[AIM] The data below should be printed in full, exactly, and without any of its images.

[PROVIDED DATA]
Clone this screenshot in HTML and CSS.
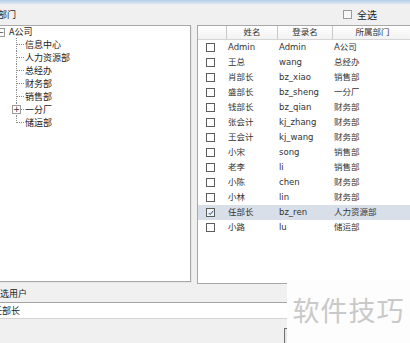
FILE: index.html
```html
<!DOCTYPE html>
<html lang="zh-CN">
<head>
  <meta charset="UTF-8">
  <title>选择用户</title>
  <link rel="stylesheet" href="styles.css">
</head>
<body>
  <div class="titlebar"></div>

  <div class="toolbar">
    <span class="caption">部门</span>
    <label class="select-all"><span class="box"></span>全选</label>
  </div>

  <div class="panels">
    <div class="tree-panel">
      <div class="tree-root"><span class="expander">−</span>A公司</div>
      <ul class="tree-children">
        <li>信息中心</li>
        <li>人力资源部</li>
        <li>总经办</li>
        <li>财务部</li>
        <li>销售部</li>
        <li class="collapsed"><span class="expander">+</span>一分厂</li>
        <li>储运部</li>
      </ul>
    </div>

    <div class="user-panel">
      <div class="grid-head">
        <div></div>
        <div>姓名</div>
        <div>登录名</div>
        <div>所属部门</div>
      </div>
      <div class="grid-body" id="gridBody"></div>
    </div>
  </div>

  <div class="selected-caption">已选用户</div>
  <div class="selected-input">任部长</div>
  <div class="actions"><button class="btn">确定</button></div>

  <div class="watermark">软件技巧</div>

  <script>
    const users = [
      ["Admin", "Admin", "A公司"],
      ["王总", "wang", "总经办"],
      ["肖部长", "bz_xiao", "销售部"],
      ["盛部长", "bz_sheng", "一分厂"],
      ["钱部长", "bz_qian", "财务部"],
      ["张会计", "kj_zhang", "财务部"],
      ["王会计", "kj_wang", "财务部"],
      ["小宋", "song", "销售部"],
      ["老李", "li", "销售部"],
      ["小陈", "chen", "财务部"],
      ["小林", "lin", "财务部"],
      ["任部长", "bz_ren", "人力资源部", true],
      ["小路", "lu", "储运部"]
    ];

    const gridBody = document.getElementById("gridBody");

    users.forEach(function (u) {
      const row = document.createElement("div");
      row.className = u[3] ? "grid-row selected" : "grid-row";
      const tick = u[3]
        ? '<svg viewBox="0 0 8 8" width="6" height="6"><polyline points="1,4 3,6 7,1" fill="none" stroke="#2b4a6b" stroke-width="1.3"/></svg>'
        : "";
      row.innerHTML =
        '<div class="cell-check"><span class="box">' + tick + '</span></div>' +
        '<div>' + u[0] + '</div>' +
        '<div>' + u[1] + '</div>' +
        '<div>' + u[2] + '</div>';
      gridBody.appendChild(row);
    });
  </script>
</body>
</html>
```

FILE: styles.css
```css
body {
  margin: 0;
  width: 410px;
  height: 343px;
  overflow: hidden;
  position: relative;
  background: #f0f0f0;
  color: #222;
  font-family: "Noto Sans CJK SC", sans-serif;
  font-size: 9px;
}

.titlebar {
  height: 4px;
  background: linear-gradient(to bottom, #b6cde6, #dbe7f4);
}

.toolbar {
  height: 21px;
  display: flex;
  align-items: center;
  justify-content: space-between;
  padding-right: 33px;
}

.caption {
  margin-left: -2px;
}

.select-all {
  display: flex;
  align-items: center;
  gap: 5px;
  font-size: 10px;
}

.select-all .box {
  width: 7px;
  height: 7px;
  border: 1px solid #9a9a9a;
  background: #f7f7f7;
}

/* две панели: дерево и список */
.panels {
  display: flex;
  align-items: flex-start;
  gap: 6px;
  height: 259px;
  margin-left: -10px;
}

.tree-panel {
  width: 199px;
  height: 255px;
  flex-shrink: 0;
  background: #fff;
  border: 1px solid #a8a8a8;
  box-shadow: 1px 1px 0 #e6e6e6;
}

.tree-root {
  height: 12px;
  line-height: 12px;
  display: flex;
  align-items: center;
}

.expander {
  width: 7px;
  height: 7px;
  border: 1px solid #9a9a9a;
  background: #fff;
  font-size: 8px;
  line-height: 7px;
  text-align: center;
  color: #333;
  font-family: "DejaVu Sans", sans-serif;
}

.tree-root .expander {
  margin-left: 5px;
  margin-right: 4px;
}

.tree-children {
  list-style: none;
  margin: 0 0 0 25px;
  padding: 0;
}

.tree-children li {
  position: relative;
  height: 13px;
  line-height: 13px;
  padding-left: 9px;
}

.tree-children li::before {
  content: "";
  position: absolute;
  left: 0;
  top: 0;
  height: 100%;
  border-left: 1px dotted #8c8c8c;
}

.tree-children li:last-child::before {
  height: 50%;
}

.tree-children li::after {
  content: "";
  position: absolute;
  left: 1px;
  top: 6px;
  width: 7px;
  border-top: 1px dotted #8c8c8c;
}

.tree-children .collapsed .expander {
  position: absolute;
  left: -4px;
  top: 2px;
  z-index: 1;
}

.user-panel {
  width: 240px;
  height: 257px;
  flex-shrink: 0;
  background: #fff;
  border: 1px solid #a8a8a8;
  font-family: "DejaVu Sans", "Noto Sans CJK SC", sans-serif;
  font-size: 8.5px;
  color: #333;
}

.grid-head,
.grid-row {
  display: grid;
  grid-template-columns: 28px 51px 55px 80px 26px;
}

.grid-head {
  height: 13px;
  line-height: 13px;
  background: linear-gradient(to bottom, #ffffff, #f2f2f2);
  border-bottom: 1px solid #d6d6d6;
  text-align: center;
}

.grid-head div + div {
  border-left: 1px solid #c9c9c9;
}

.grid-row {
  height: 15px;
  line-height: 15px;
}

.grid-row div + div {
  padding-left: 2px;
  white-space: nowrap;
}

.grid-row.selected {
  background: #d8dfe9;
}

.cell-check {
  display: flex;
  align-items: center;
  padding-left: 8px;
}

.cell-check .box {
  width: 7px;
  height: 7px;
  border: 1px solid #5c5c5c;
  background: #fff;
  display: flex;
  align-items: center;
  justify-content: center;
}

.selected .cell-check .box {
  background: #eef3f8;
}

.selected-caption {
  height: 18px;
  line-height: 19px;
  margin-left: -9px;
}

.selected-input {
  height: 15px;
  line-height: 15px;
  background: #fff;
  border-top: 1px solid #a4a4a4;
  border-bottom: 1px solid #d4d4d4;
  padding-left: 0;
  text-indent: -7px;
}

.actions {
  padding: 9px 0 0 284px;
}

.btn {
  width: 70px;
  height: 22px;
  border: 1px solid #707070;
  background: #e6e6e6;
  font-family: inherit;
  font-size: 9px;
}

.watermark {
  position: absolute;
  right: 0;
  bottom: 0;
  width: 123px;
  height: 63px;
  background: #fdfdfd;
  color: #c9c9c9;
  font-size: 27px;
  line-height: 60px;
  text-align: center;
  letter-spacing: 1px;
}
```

[OUTPUT OF THE TASK]
Clone this screenshot in HTML and CSS.
FILE: index.html
```html
<!DOCTYPE html>
<html lang="zh-CN">
<head>
  <meta charset="UTF-8">
  <title>选择用户</title>
  <link rel="stylesheet" href="styles.css">
</head>
<body>
  <div class="titlebar"></div>

  <div class="toolbar">
    <span class="caption">部门</span>
    <label class="select-all"><span class="box"></span>全选</label>
  </div>

  <div class="panels">
    <div class="tree-panel">
      <div class="tree-root"><span class="expander">−</span>A公司</div>
      <ul class="tree-children">
        <li>信息中心</li>
        <li>人力资源部</li>
        <li>总经办</li>
        <li>财务部</li>
        <li>销售部</li>
        <li class="collapsed"><span class="expander">+</span>一分厂</li>
        <li>储运部</li>
      </ul>
    </div>

    <div class="user-panel">
      <div class="grid-head">
        <div></div>
        <div>姓名</div>
        <div>登录名</div>
        <div>所属部门</div>
      </div>
      <div class="grid-body" id="gridBody"></div>
    </div>
  </div>

  <div class="selected-caption">已选用户</div>
  <div class="selected-input">任部长</div>
  <div class="actions"><button class="btn">确定</button></div>

  <div class="watermark">软件技巧</div>

  <script>
    const users = [
      ["Admin", "Admin", "A公司"],
      ["王总", "wang", "总经办"],
      ["肖部长", "bz_xiao", "销售部"],
      ["盛部长", "bz_sheng", "一分厂"],
      ["钱部长", "bz_qian", "财务部"],
      ["张会计", "kj_zhang", "财务部"],
      ["王会计", "kj_wang", "财务部"],
      ["小宋", "song", "销售部"],
      ["老李", "li", "销售部"],
      ["小陈", "chen", "财务部"],
      ["小林", "lin", "财务部"],
      ["任部长", "bz_ren", "人力资源部", true],
      ["小路", "lu", "储运部"]
    ];

    const gridBody = document.getElementById("gridBody");

    users.forEach(function (u) {
      const row = document.createElement("div");
      row.className = u[3] ? "grid-row selected" : "grid-row";
      const tick = u[3]
        ? '<svg viewBox="0 0 8 8" width="6" height="6"><polyline points="1,4 3,6 7,1" fill="none" stroke="#2b4a6b" stroke-width="1.3"/></svg>'
        : "";
      row.innerHTML =
        '<div class="cell-check"><span class="box">' + tick + '</span></div>' +
        '<div>' + u[0] + '</div>' +
        '<div>' + u[1] + '</div>' +
        '<div>' + u[2] + '</div>';
      gridBody.appendChild(row);
    });
  </script>
</body>
</html>
```

FILE: styles.css
```css
body {
  margin: 0;
  width: 410px;
  height: 343px;
  overflow: hidden;
  position: relative;
  background: #f0f0f0;
  color: #222;
  font-family: "Noto Sans CJK SC", sans-serif;
  font-size: 9px;
}

.titlebar {
  height: 4px;
  background: linear-gradient(to bottom, #b6cde6, #dbe7f4);
}

.toolbar {
  height: 21px;
  display: flex;
  align-items: center;
  justify-content: space-between;
  padding-right: 33px;
}

.caption {
  margin-left: -2px;
}

.select-all {
  display: flex;
  align-items: center;
  gap: 5px;
  font-size: 10px;
}

.select-all .box {
  width: 7px;
  height: 7px;
  border: 1px solid #9a9a9a;
  background: #f7f7f7;
}

/* две панели: дерево и список */
.panels {
  display: flex;
  align-items: flex-start;
  gap: 6px;
  height: 259px;
  margin-left: -10px;
}

.tree-panel {
  width: 199px;
  height: 255px;
  flex-shrink: 0;
  background: #fff;
  border: 1px solid #a8a8a8;
  box-shadow: 1px 1px 0 #e6e6e6;
}

.tree-root {
  height: 12px;
  line-height: 12px;
  display: flex;
  align-items: center;
}

.expander {
  width: 7px;
  height: 7px;
  border: 1px solid #9a9a9a;
  background: #fff;
  font-size: 8px;
  line-height: 7px;
  text-align: center;
  color: #333;
  font-family: "DejaVu Sans", sans-serif;
}

.tree-root .expander {
  margin-left: 5px;
  margin-right: 4px;
}

.tree-children {
  list-style: none;
  margin: 0 0 0 25px;
  padding: 0;
}

.tree-children li {
  position: relative;
  height: 13px;
  line-height: 13px;
  padding-left: 9px;
}

.tree-children li::before {
  content: "";
  position: absolute;
  left: 0;
  top: 0;
  height: 100%;
  border-left: 1px dotted #8c8c8c;
}

.tree-children li:last-child::before {
  height: 50%;
}

.tree-children li::after {
  content: "";
  position: absolute;
  left: 1px;
  top: 6px;
  width: 7px;
  border-top: 1px dotted #8c8c8c;
}

.tree-children .collapsed .expander {
  position: absolute;
  left: -4px;
  top: 2px;
  z-index: 1;
}

.user-panel {
  width: 240px;
  height: 257px;
  flex-shrink: 0;
  background: #fff;
  border: 1px solid #a8a8a8;
  font-family: "DejaVu Sans", "Noto Sans CJK SC", sans-serif;
  font-size: 8.5px;
  color: #333;
}

.grid-head,
.grid-row {
  display: grid;
  grid-template-columns: 28px 51px 55px 80px 26px;
}

.grid-head {
  height: 13px;
  line-height: 13px;
  background: linear-gradient(to bottom, #ffffff, #f2f2f2);
  border-bottom: 1px solid #d6d6d6;
  text-align: center;
}

.grid-head div + div {
  border-left: 1px solid #c9c9c9;
}

.grid-row {
  height: 15px;
  line-height: 15px;
}

.grid-row div + div {
  padding-left: 2px;
  white-space: nowrap;
}

.grid-row.selected {
  background: #d8dfe9;
}

.cell-check {
  display: flex;
  align-items: center;
  padding-left: 8px;
}

.cell-check .box {
  width: 7px;
  height: 7px;
  border: 1px solid #5c5c5c;
  background: #fff;
  display: flex;
  align-items: center;
  justify-content: center;
}

.selected .cell-check .box {
  background: #eef3f8;
}

.selected-caption {
  height: 18px;
  line-height: 19px;
  margin-left: -9px;
}

.selected-input {
  height: 15px;
  line-height: 15px;
  background: #fff;
  border-top: 1px solid #a4a4a4;
  border-bottom: 1px solid #d4d4d4;
  padding-left: 0;
  text-indent: -7px;
}

.actions {
  padding: 9px 0 0 284px;
}

.btn {
  width: 70px;
  height: 22px;
  border: 1px solid #707070;
  background: #e6e6e6;
  font-family: inherit;
  font-size: 9px;
}

.watermark {
  position: absolute;
  right: 0;
  bottom: 0;
  width: 123px;
  height: 63px;
  background: #fdfdfd;
  color: #c9c9c9;
  font-size: 27px;
  line-height: 60px;
  text-align: center;
  letter-spacing: 1px;
}
```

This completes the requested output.